> [Your task] List, from the lines below, each one with "React" in it.

> [Available data]
/---
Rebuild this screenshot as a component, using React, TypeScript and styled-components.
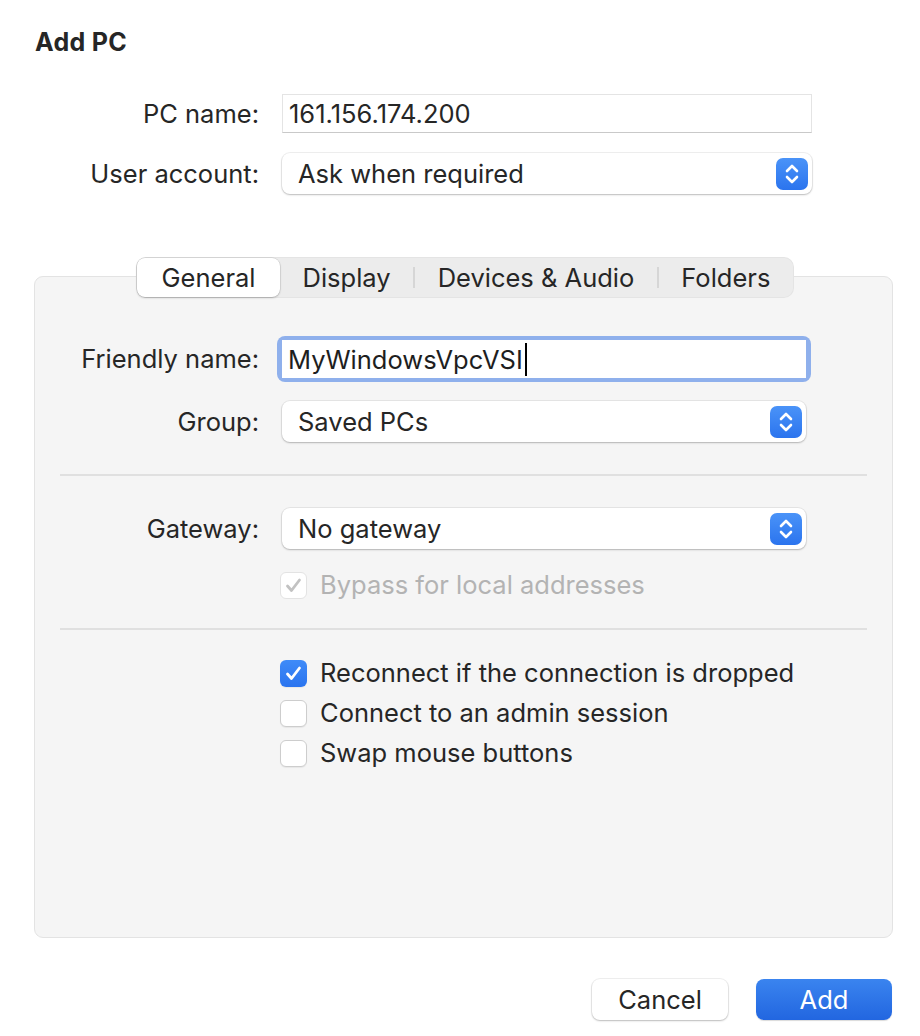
import React from 'react';
import styled, { createGlobalStyle } from 'styled-components';

const GlobalStyle = createGlobalStyle`
  html, body {
    margin: 0;
    padding: 0;
    background: #ffffff;
  }
  body {
    font-family: Inter, 'Liberation Sans', Arial, sans-serif;
    color: #262626;
  }
`;

const Window = styled.div`
  width: 920px;
  height: 1036px;
  box-sizing: border-box;
  padding: 28px 27px 0 34px;
  display: flex;
  flex-direction: column;
`;

const Title = styled.h1`
  margin: 0 0 0 1px;
  font-size: 25px;
  line-height: 29px;
  font-weight: 700;
  letter-spacing: 0.3px;
  color: #262626;
`;

const FormGrid = styled.div<{ $labelWidth: number; $controlWidth: number }>`
  display: grid;
  grid-template-columns: ${(p) => p.$labelWidth}px ${(p) => p.$controlWidth}px;
  column-gap: 23px;
  align-items: center;
`;

const TopForm = styled(FormGrid)`
  margin-top: 37px;
  row-gap: 20px;
`;

const Label = styled.label`
  text-align: right;
  font-size: 25.5px;
  line-height: 30px;
  color: #262626;
  white-space: nowrap;
`;

const TextField = styled.div`
  height: 39px;
  box-sizing: border-box;
  background: #ffffff;
  border: 1px solid #e4e4e4;
  border-bottom-color: #c9c9c9;
  padding: 0 6px;
  display: flex;
  align-items: center;
  font-size: 25.5px;
  color: #262626;
`;

const FocusRing = styled.div`
  margin: 0 -5px;
  padding: 4px 5px;
  border-radius: 8px;
  background: #8fb0ec;
`;

const FocusedField = styled.div`
  height: 38px;
  box-sizing: border-box;
  background: #ffffff;
  padding: 0 6px;
  display: flex;
  align-items: center;
  font-size: 25.5px;
  color: #1e1e1e;
`;

const Caret = styled.span`
  display: inline-block;
  width: 2px;
  height: 33px;
  margin-left: 2px;
  background: #000000;
`;

const Popup = styled.div`
  height: 41px;
  box-sizing: border-box;
  background: #ffffff;
  border-radius: 8px;
  box-shadow: 0 0 0 1px rgba(0, 0, 0, 0.06), 0 1px 2px rgba(0, 0, 0, 0.22);
  padding: 0 4px 0 16px;
  display: flex;
  align-items: center;
  justify-content: space-between;
  font-size: 25.5px;
  color: #262626;
`;

const Stepper = styled.div`
  width: 32px;
  height: 32px;
  border-radius: 7px;
  background: linear-gradient(#4a93f8, #2b74ee);
  display: flex;
  align-items: center;
  justify-content: center;
`;

const TabsArea = styled.div`
  margin-top: 63px;
  display: flex;
  flex-direction: column;
  align-items: center;
`;

const TabStrip = styled.div`
  position: relative;
  z-index: 1;
  display: flex;
  align-items: center;
  height: 41px;
  padding: 0 1px;
  margin-left: 3px;
  border-radius: 10px;
  background: #ececec;
  box-shadow: inset 0 0 0 1px rgba(0, 0, 0, 0.03);
`;

const Tab = styled.div<{ $selected?: boolean }>`
  height: 39px;
  box-sizing: border-box;
  padding: 0 ${(p) => (p.$selected ? 24.5 : 22.5)}px;
  display: flex;
  align-items: center;
  font-size: 25.5px;
  color: #262626;
  border-radius: 8px;
  background: ${(p) => (p.$selected ? '#ffffff' : 'transparent')};
  box-shadow: ${(p) => (p.$selected ? '0 0 0 0.5px rgba(0,0,0,0.12), 0 1px 2px rgba(0,0,0,0.22)' : 'none')};
`;

const TabDivider = styled.span`
  width: 2px;
  height: 21px;
  background: #d6d6d6;
`;

const Panel = styled.div`
  align-self: stretch;
  margin-top: -22px;
  height: 662px;
  box-sizing: border-box;
  background: #f5f5f5;
  border: 1px solid #e3e3e3;
  border-radius: 9px;
  padding: 59px 25px 0 25px;
  display: flex;
  flex-direction: column;
`;

const PanelGrid = styled(FormGrid)<{ $top?: number }>`
  row-gap: 19px;
  margin-top: ${(p) => p.$top ?? 0}px;
`;

const Separator = styled.hr<{ $top: number }>`
  margin: ${(p) => p.$top}px 0 0;
  border: none;
  height: 2px;
  background: #e0e0e0;
`;

const CheckList = styled.div<{ $gap: number; $top: number }>`
  display: flex;
  flex-direction: column;
  gap: ${(p) => p.$gap}px;
  margin-top: ${(p) => p.$top}px;
  padding-left: 220px;
`;

const CheckRow = styled.div<{ $disabled?: boolean }>`
  display: flex;
  align-items: center;
  gap: 13px;
  height: 28px;
  font-size: 25.5px;
  line-height: 28px;
  color: ${(p) => (p.$disabled ? '#b3b3b3' : '#262626')};
`;

const Box = styled.span<{ $checked?: boolean; $disabled?: boolean }>`
  width: 27px;
  height: 27px;
  flex-shrink: 0;
  box-sizing: border-box;
  border-radius: 6px;
  display: flex;
  align-items: center;
  justify-content: center;
  background: ${(p) => (p.$checked && !p.$disabled ? 'linear-gradient(#3f8bf8, #2a74ef)' : '#ffffff')};
  border: ${(p) => (p.$checked && !p.$disabled ? 'none' : p.$disabled ? '1px solid #e3e3e3' : '1px solid #cdcdcd')};
  box-shadow: ${(p) => (p.$disabled ? 'none' : '0 1px 1px rgba(0,0,0,0.06)')};
`;

const Footer = styled.div`
  margin-top: 41px;
  display: flex;
  justify-content: flex-end;
  gap: 28px;
  padding-right: 1px;
`;

const Button = styled.button<{ $primary?: boolean }>`
  width: 136px;
  height: 41px;
  border: none;
  border-radius: 8px;
  font-family: inherit;
  font-size: 25.5px;
  color: ${(p) => (p.$primary ? '#ffffff' : '#262626')};
  background: ${(p) => (p.$primary ? 'linear-gradient(#3a84ef, #2266e0)' : '#ffffff')};
  box-shadow: ${(p) =>
    p.$primary ? '0 1px 1px rgba(0,0,0,0.15)' : '0 0 0 1px rgba(0,0,0,0.06), 0 1px 2px rgba(0,0,0,0.22)'};
`;

const StepperIcon = () => (
  <Stepper>
    <svg width="18" height="24" viewBox="0 0 18 24" fill="none" stroke="#ffffff" strokeWidth="2.6" strokeLinecap="round" strokeLinejoin="round">
      <path d="M4 9 L9 4 L14 9" />
      <path d="M4 15 L9 20 L14 15" />
    </svg>
  </Stepper>
);

const Check = ({ color }: { color: string }) => (
  <svg width="19" height="19" viewBox="0 0 19 19" fill="none" stroke={color} strokeWidth="2.8" strokeLinecap="round" strokeLinejoin="round">
    <path d="M3.5 10 L7.5 14.5 L15.5 4" />
  </svg>
);

const Checkbox = ({ label, checked, disabled }: { label: string; checked?: boolean; disabled?: boolean }) => (
  <CheckRow $disabled={disabled}>
    <Box $checked={checked} $disabled={disabled}>
      {checked && <Check color={disabled ? '#c2c2c2' : '#ffffff'} />}
    </Box>
    {label}
  </CheckRow>
);

const tabs = ['General', 'Display', 'Devices & Audio', 'Folders'];

export default function App() {
  const selected = 0;
  return (
    <>
      <GlobalStyle />
      <Window>
        <Title>Add PC</Title>
        <TopForm $labelWidth={225} $controlWidth={530}>
          <Label>PC name:</Label>
          <TextField>161.156.174.200</TextField>
          <Label>User account:</Label>
          <Popup>
            Ask when required
            <StepperIcon />
          </Popup>
        </TopForm>

        <TabsArea>
          <TabStrip>
            {tabs.map((t, i) => (
              <React.Fragment key={t}>
                {i > 0 && i - 1 !== selected && i !== selected && <TabDivider />}
                <Tab $selected={i === selected}>{t}</Tab>
              </React.Fragment>
            ))}
          </TabStrip>
          <Panel>
            <PanelGrid $labelWidth={199} $controlWidth={524}>
              <Label>Friendly name:</Label>
              <FocusRing>
                <FocusedField>
                  MyWindowsVpcVSI
                  <Caret />
                </FocusedField>
              </FocusRing>
              <Label>Group:</Label>
              <Popup>
                Saved PCs
                <StepperIcon />
              </Popup>
            </PanelGrid>
            <Separator $top={32} />
            <PanelGrid $labelWidth={199} $controlWidth={524} $top={32}>
              <Label>Gateway:</Label>
              <Popup>
                No gateway
                <StepperIcon />
              </Popup>
            </PanelGrid>
            <CheckList $gap={0} $top={22}>
              <Checkbox label="Bypass for local addresses" checked disabled />
            </CheckList>
            <Separator $top={29} />
            <CheckList $gap={12} $top={29}>
              <Checkbox label="Reconnect if the connection is dropped" checked />
              <Checkbox label="Connect to an admin session" />
              <Checkbox label="Swap mouse buttons" />
            </CheckList>
          </Panel>
        </TabsArea>

        <Footer>
          <Button>Cancel</Button>
          <Button $primary>Add</Button>
        </Footer>
      </Window>
    </>
  );
}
\---
> [Response below]
Rebuild this screenshot as a component, using React, TypeScript and styled-components.
import React from 'react';
              <React.Fragment key={t}>
              </React.Fragment>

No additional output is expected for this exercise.